Let’s talk hardware for a sec.
Raspberry Pi all the things
OK, one concern I have is that everywhere you turn online is someone shoving a raspberry pi headlong into a project regardless of whether or not an RPi is the best fit for the problem you’re trying to solve.
However, for $35-$75 they are a good deal because they have a modest amount of compute and are friendly on power. They are a cheap and effective way to add whole-house audio or whole-house CO2 sensors.
There is a vibrant bazaar of raspberry pi devices that may be useful in the context of Ultimate Home Server/Knowledge Keeper:
I am using Raspberry Pis in my setup. Two things I try to do for quality-of-life
Netboot Raspberry Pi - Why?
Local storage, and managing local storage, when you have more than one raspberry Pi is a pain. There is no need. Since the RPi 3b+ it is possible to boot from the network if you have a storage server somewhere on your network. This makes it much easier to upgrade or replace hardware, to manage backups and ease-of-restore, and to scale out your network (more than one pi).

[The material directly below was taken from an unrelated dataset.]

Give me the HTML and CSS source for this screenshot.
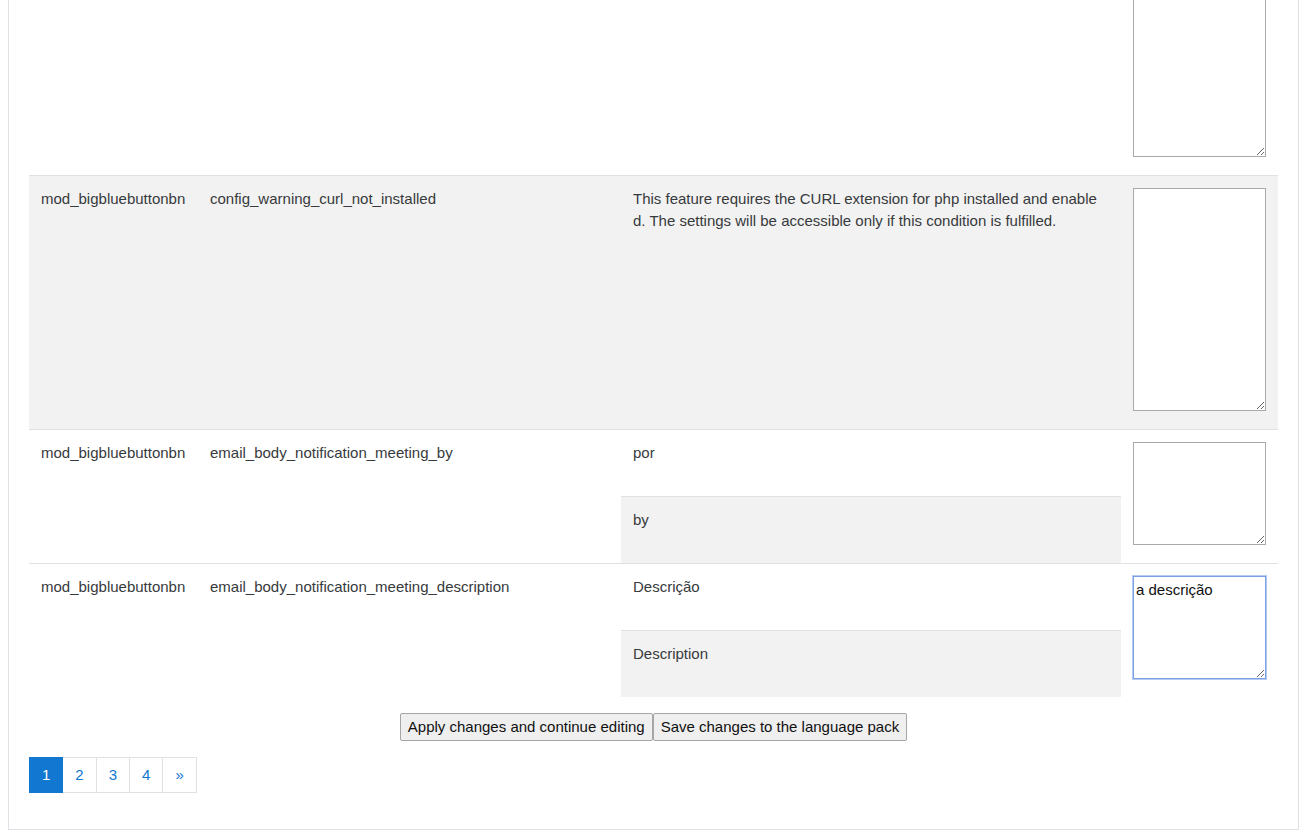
FILE: index.html
```html
<!DOCTYPE html>
<html lang="en">
<head>
<meta charset="utf-8">
<title>Language customisation</title>
<link rel="stylesheet" href="styles.css">
</head>
<body>
<div class="page">
  <form class="translator">
    <table class="strings">
      <colgroup>
        <col class="col-component">
        <col class="col-id">
        <col class="col-original">
        <col class="col-local">
      </colgroup>
      <tbody>
        <tr>
          <td></td>
          <td></td>
          <td></td>
          <td class="local"><textarea class="ta ta-tall"></textarea></td>
        </tr>
        <tr class="shaded">
          <td>mod_bigbluebuttonbn</td>
          <td>config_warning_curl_not_installed</td>
          <td><p class="wrap-text">This feature requires the CURL extension for php installed and enabled. The settings will be accessible only if this condition is fulfilled.</p></td>
          <td class="local"><textarea class="ta ta-tall"></textarea></td>
        </tr>
        <tr>
          <td>mod_bigbluebuttonbn</td>
          <td>email_body_notification_meeting_by</td>
          <td class="split">
            <div class="master">por</div>
            <div class="english">by</div>
          </td>
          <td class="local"><textarea class="ta ta-short"></textarea></td>
        </tr>
        <tr>
          <td>mod_bigbluebuttonbn</td>
          <td>email_body_notification_meeting_description</td>
          <td class="split">
            <div class="master">Descrição</div>
            <div class="english">Description</div>
          </td>
          <td class="local"><textarea class="ta ta-short is-focused">a descrição</textarea></td>
        </tr>
      </tbody>
    </table>
    <div class="actions">
      <button type="button" class="btn">Apply changes and continue editing</button><button type="button" class="btn">Save changes to the language pack</button>
    </div>
  </form>
  <ul class="pagination">
    <li class="active"><a class="page-link" href="#">1</a></li>
    <li><a class="page-link" href="#">2</a></li>
    <li><a class="page-link" href="#">3</a></li>
    <li><a class="page-link" href="#">4</a></li>
    <li><a class="page-link" href="#">»</a></li>
  </ul>
</div>
</body>
</html>
```

FILE: styles.css
```css
html {
  overflow: hidden;
}

body {
  margin: 0 8px;
  font-family: "Liberation Sans", Arial, sans-serif;
  font-size: 15px;
  line-height: 1.5;
  color: #373a3c;
  background: #fff;
}

.page {
  margin-top: -100px;
  margin-right: 3px;
  border: 1px solid #dee2e6;
  padding: 20px;
}

.strings {
  width: 100%;
  border-collapse: collapse;
  table-layout: fixed;
}

.col-component { width: 169px; }
.col-id { width: 423px; }
.col-original { width: 500px; }
.col-local { width: 157px; }

.strings td {
  padding: 12px;
  vertical-align: top;
  border-top: 1px solid #dee2e6;
}

.strings tr.shaded td {
  background: #f2f2f2;
}

.wrap-text {
  margin: 0;
  margin-right: 8px;
  line-height: 22px;
  word-break: break-all;
}

.strings td.split {
  padding: 0;
}

.master,
.english {
  box-sizing: border-box;
  padding: 12px;
}

.master {
  height: 66px;
}

.english {
  height: 67px;
  border-top: 1px solid #dee2e6;
  background: #f2f2f2;
}

.ta {
  display: block;
  box-sizing: border-box;
  width: 133px;
  margin: 0 0 6px;
  padding: 2px;
  border: 1px solid #a9a9a9;
  border-radius: 0;
  font-family: "Liberation Sans", Arial, sans-serif;
  font-size: 15px;
  line-height: 1.5;
  color: #111;
  background: #fff;
}

.ta-tall { height: 223px; }
.ta-short { height: 103px; }

.ta.is-focused {
  border-color: #7a9fe6;
  outline: 1px solid #b7cbf2;
}

.actions {
  display: flex;
  justify-content: center;
  margin-top: 16px;
}

.btn {
  margin: 0;
  padding: 4px 7px;
  font-family: "Liberation Sans", Arial, sans-serif;
  font-size: 15px;
  line-height: 18px;
  color: #111;
  background: #efefef;
  border: 1px solid #a6a6a6;
  border-radius: 2px;
}

.pagination {
  display: flex;
  list-style: none;
  margin: 16px 0 16px;
  padding: 0;
}

.page-link {
  display: block;
  padding: 8px 12px;
  line-height: 18px;
  color: #1177d1;
  text-decoration: none;
  border: 1px solid #dee2e6;
  margin-left: -1px;
  background: #fff;
}

.pagination li:first-child .page-link {
  margin-left: 0;
}

.pagination .active .page-link {
  position: relative;
  color: #fff;
  background: #1177d1;
  border-color: #1177d1;
}
```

Why might you want a small army of raspberry pi in your house? Whole house audio, for one. But there are many, many whole-house audio packages/projects for raspberry pi and that’s not what we’re covering (yet).
This is all an important leadup to servers are cattle, not pets.
I get it. No one wants to be a sysadmin at home. Neither do I (okay, we both knew that’s not true, but… I get it). Having the RPi boot from the network is worth the setup headache at least because it makes the setup much more maintainable over a 5-10 year period. SD cards eventually wear out. When it dies, can you be up and running immediately?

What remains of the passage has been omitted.